# start of Data lines
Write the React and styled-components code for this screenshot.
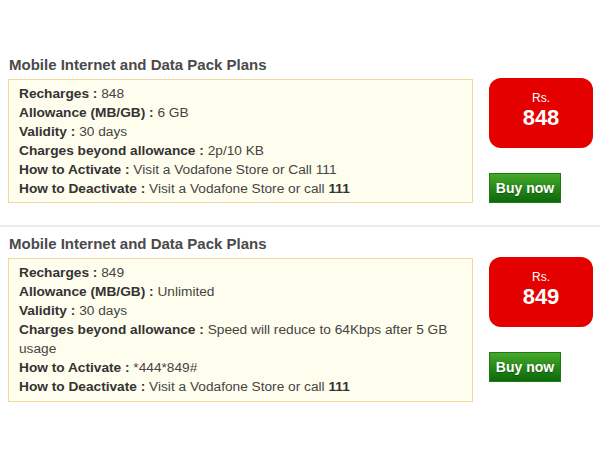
import React from "react";
import styled, { createGlobalStyle } from "styled-components";

const GlobalStyle = createGlobalStyle`
  body {
    margin: 0;
    background: #ffffff;
    font-family: "Liberation Sans", Arial, sans-serif;
  }
`;

const Page = styled.div`
  width: 600px;
  padding-top: 56px;
`;

const Section = styled.section`
  padding: 0 7px 0 8px;
`;

const Title = styled.h2`
  margin: 0 0 5px 1px;
  font-size: 15px;
  line-height: 18px;
  font-weight: bold;
  color: #4a4a4a;
`;

const Row = styled.div`
  display: flex;
  align-items: flex-start;
  gap: 16px;
`;

const InfoBox = styled.div`
  width: 465px;
  box-sizing: border-box;
  background: #fffeee;
  border: 1px solid #f2d89c;
  padding: 5px 10px 4px 10px;
  font-size: 13.7px;
  line-height: 18.9px;
  color: #444;
`;

const Line = styled.div``;

const Label = styled.b`
  color: #333;
`;

const Side = styled.div`
  display: flex;
  flex-direction: column;
  align-items: flex-start;
  gap: 25px;
  margin-top: -1px;
`;

const Price = styled.div`
  width: 104px;
  height: 70px;
  box-sizing: border-box;
  border-radius: 12px;
  background: #e50000;
  color: #fff;
  display: flex;
  flex-direction: column;
  align-items: center;
  padding-top: 13px;
`;

const Currency = styled.span`
  font-size: 12px;
  line-height: 14px;
`;

const Amount = styled.span`
  font-size: 22px;
  line-height: 25px;
  font-weight: bold;
`;

const BuyButton = styled.button`
  width: 72px;
  height: 30px;
  border: 1px solid #1f7a12;
  border-radius: 0;
  padding: 0;
  background: linear-gradient(#46a82a, #0b680b);
  color: #fff;
  font-family: "Liberation Sans", Arial, sans-serif;
  font-size: 14px;
  font-weight: bold;
  cursor: pointer;
  text-shadow: 0 1px 1px rgba(0, 0, 0, 0.35);
`;

const Divider = styled.hr`
  border: 0;
  height: 2px;
  background: #ebebeb;
  margin: 22px 0 8px;
`;

const plans = [
  {
    price: "848",
    rows: [
      ["Recharges", "848"],
      ["Allowance (MB/GB)", "6 GB"],
      ["Validity", "30 days"],
      ["Charges beyond allowance", "2p/10 KB"],
      ["How to Activate", "Visit a Vodafone Store or Call 111"],
      ["How to Deactivate", "Visit a Vodafone Store or call ", "111"],
    ],
  },
  {
    price: "849",
    rows: [
      ["Recharges", "849"],
      ["Allowance (MB/GB)", "Unlimited"],
      ["Validity", "30 days"],
      ["Charges beyond allowance", "Speed will reduce to 64Kbps after 5 GB usage"],
      ["How to Activate", "*444*849#"],
      ["How to Deactivate", "Visit a Vodafone Store or call ", "111"],
    ],
  },
];

const Plan = ({ plan }) => (
  <Section>
    <Title>Mobile Internet and Data Pack Plans</Title>
    <Row>
      <InfoBox>
        {plan.rows.map(([label, value, strong]) => (
          <Line key={label}>
            <Label>{label} :</Label> {value}
            {strong && <Label>{strong}</Label>}
          </Line>
        ))}
      </InfoBox>
      <Side>
        <Price>
          <Currency>Rs.</Currency>
          <Amount>{plan.price}</Amount>
        </Price>
        <BuyButton>Buy now</BuyButton>
      </Side>
    </Row>
  </Section>
);

export default function App() {
  return (
    <>
      <GlobalStyle />
      <Page>
        <Plan plan={plans[0]} />
        <Divider />
        <Plan plan={plans[1]} />
      </Page>
    </>
  );
}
# end of Data lines
Description of the task:
Could you repeat all of the material exactly? Pictures should not be copied.

The output:
Write the React and styled-components code for this screenshot.
import React from "react";
import styled, { createGlobalStyle } from "styled-components";

const GlobalStyle = createGlobalStyle`
  body {
    margin: 0;
    background: #ffffff;
    font-family: "Liberation Sans", Arial, sans-serif;
  }
`;

const Page = styled.div`
  width: 600px;
  padding-top: 56px;
`;

const Section = styled.section`
  padding: 0 7px 0 8px;
`;

const Title = styled.h2`
  margin: 0 0 5px 1px;
  font-size: 15px;
  line-height: 18px;
  font-weight: bold;
  color: #4a4a4a;
`;

const Row = styled.div`
  display: flex;
  align-items: flex-start;
  gap: 16px;
`;

const InfoBox = styled.div`
  width: 465px;
  box-sizing: border-box;
  background: #fffeee;
  border: 1px solid #f2d89c;
  padding: 5px 10px 4px 10px;
  font-size: 13.7px;
  line-height: 18.9px;
  color: #444;
`;

const Line = styled.div``;

const Label = styled.b`
  color: #333;
`;

const Side = styled.div`
  display: flex;
  flex-direction: column;
  align-items: flex-start;
  gap: 25px;
  margin-top: -1px;
`;

const Price = styled.div`
  width: 104px;
  height: 70px;
  box-sizing: border-box;
  border-radius: 12px;
  background: #e50000;
  color: #fff;
  display: flex;
  flex-direction: column;
  align-items: center;
  padding-top: 13px;
`;

const Currency = styled.span`
  font-size: 12px;
  line-height: 14px;
`;

const Amount = styled.span`
  font-size: 22px;
  line-height: 25px;
  font-weight: bold;
`;

const BuyButton = styled.button`
  width: 72px;
  height: 30px;
  border: 1px solid #1f7a12;
  border-radius: 0;
  padding: 0;
  background: linear-gradient(#46a82a, #0b680b);
  color: #fff;
  font-family: "Liberation Sans", Arial, sans-serif;
  font-size: 14px;
  font-weight: bold;
  cursor: pointer;
  text-shadow: 0 1px 1px rgba(0, 0, 0, 0.35);
`;

const Divider = styled.hr`
  border: 0;
  height: 2px;
  background: #ebebeb;
  margin: 22px 0 8px;
`;

const plans = [
  {
    price: "848",
    rows: [
      ["Recharges", "848"],
      ["Allowance (MB/GB)", "6 GB"],
      ["Validity", "30 days"],
      ["Charges beyond allowance", "2p/10 KB"],
      ["How to Activate", "Visit a Vodafone Store or Call 111"],
      ["How to Deactivate", "Visit a Vodafone Store or call ", "111"],
    ],
  },
  {
    price: "849",
    rows: [
      ["Recharges", "849"],
      ["Allowance (MB/GB)", "Unlimited"],
      ["Validity", "30 days"],
      ["Charges beyond allowance", "Speed will reduce to 64Kbps after 5 GB usage"],
      ["How to Activate", "*444*849#"],
      ["How to Deactivate", "Visit a Vodafone Store or call ", "111"],
    ],
  },
];

const Plan = ({ plan }) => (
  <Section>
    <Title>Mobile Internet and Data Pack Plans</Title>
    <Row>
      <InfoBox>
        {plan.rows.map(([label, value, strong]) => (
          <Line key={label}>
            <Label>{label} :</Label> {value}
            {strong && <Label>{strong}</Label>}
          </Line>
        ))}
      </InfoBox>
      <Side>
        <Price>
          <Currency>Rs.</Currency>
          <Amount>{plan.price}</Amount>
        </Price>
        <BuyButton>Buy now</BuyButton>
      </Side>
    </Row>
  </Section>
);

export default function App() {
  return (
    <>
      <GlobalStyle />
      <Page>
        <Plan plan={plans[0]} />
        <Divider />
        <Plan plan={plans[1]} />
      </Page>
    </>
  );
}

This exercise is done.